Пакет – у меня здесь. Куда идти? Пошла по берегу: где-то внизу должен быть штаб. Смотрю – солдат на большую катушку сматывает провод, который поверху по веткам тянется. Думаю: он меня и приведёт куда надо.
– Ребята, а где штаб?
– Какой тебе штаб? Он давно эвакуировался, все уехали.
– Куда?
Ну, что солдаты знают? Они сматывают катушку. Я – обратно, выбежала на дорогу. Едет грузовая машина, полуторка. Я встала. Он взял, объехал меня – дальше опять стою. Пробегу немножко вперёд – опять стою. Опять машина едет. Опять мимо. А потом достала «наган» – и давай по скатам стрелять! Оттуда выбегает ко мне здоровый парень с орденом, капитан. Схватил за руки, у меня наган выхватил.
– Что безобразничаешь?!
Я наклонилась – и его как тяпну за руку! Он завизжал – и отбежал в сторону. И выходит из машины толстый небольшого роста человек:
– Вы что тут безобразничаете?!
– А вы кто?
– Начальник Политуправления 6-й армии.
– Я, – говорю, – из штаба фронта.
У меня был документ, чтоб всем гражданским и военным оказывать мне всяческое содействие в выполнении задания. Он у меня лежал вместе с другими бумагами. Показала его. Говорю:
– Мне нужно в штаб 6-й армии.
Когда он прочитал этот документ, сказал садиться в машину:
– Мы вас быстро довезём.
Привезли в санчасть, накормили, спать уложили.
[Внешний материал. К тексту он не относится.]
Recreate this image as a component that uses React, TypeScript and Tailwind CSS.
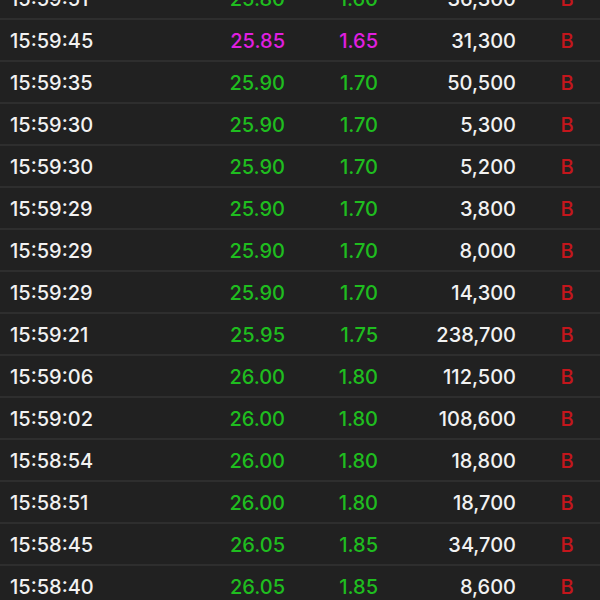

Утром дали полуторку – и отвезли в эскадрилью связи.
– Самолёт загорелся – сгорел?
– Да. Я тут перепутала. Это второй уже случай. Он загорелся в воздухе. С хвоста он горел, сейчас дойдёт до меня… бак, бензин, мотор… я посадила самолёт, выскочила и побежала.
– Вы с парашютом летали?
– Какой там парашют?! Мы же «по земле ходили»! И – в непогоду.
Потом, помню, даже ребята там написали… я иду, когда нашла часть и прилетела обратно, вхожу – там КП, и в коридоре большой плакат: «Лётчица летает – у мужчин выходной!» Они все вернулись, «испанские герои» – а я всё на задании.
Потом уже начала бастовать. 130 вылетов у меня там! Потом ещё на меня кричали:
– Вы хулиганить начали!
А я услышала, что поступили самолёты «Ил-2»…
– Почему начали бастовать?
– Потому что такое отношение! Посылали меня в самые-самые… Помню, в туман! Не знаю, почему он так. Меня и наградил штаб фронта, а не он.
И потом, я уже уходила, а начальник штаба фронта подошёл ко мне и говорит:
– Анна Александровна, ваш брат не Василий Александрович Егоров?
И я отреклась от брата. Я сказала «нет». Повернулась и пошла. А потом сказала это Васе… и он мне говорит:
– Зачем ты так убиваешься?! У меня там были нормальные условия.
Конечно, без семьи, без дома… 10 лет отсидел. Потом ещё 2 года там был… его не отпускали: просили, чтобы остался.